If you have $ in a bank a/c do you really get no interest? If you pay account keeping fees are you paying the bank to hold your money? At what approximate rate (s) do banks lend (I appreciate it will vary with the type of loan, security, etc). What effect has the removal of bank savings interest had on savings, and chasing other forms of investment, risky or otherwise?
Although basic bank savings account are at nearly 0%, there are alternatives up to 1% and even as high as 1.5%. Checking accounts have traditionally not earned much interest.

Typically with certain amounts in the bank or direct deposits you don't pay bank fees unless special transactions. So basically the bank is covering their costs with what they can earn on your money.

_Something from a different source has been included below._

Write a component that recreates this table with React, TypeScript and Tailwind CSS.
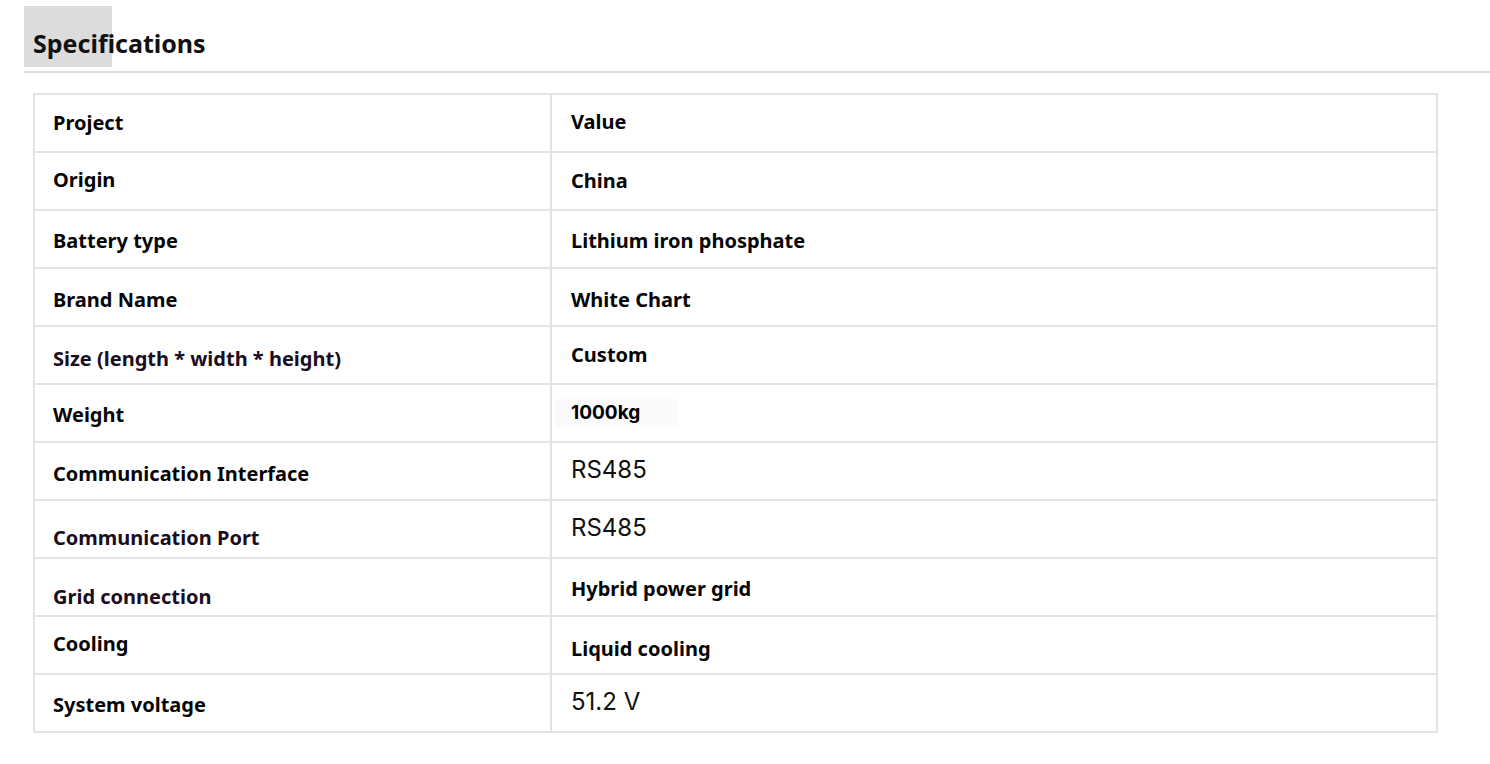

While the interest rates on deposits are near 0%, the inflation rate has been under 1% for 2014 and 2015. You lose far less in value at 0% interest in 1% inflation than 5% interest in 9% inflation.

As to impact on other investments, the biggest impact is keeping people from moving out of other investments. It doesn't motivate small investors who wouldn't invest otherwise to suddenly do so, especially in this period of lack of confidence. As to large investors it shifts some investment but there are so many other factors at play, it's hard to tell the impact of the low interest rates. In theory it encourages investments in equities. But this is major and institutional investors, not the average individual. Middle class has less to invest than they did and are not comfortable at all gambling with what they have. That's one of the problems is that the impact on middle class vs. wealthy is very different and investing in savings accounts or money markets was never attractive to the wealthy.

Mortgage rates are climbing a bit now but are between 3 and 4%. I just checked Chase and their auto loan rates are between 2 and 3%. Bank of America is the same. This is an unusual situation where short term borrowing is less expensive than long term.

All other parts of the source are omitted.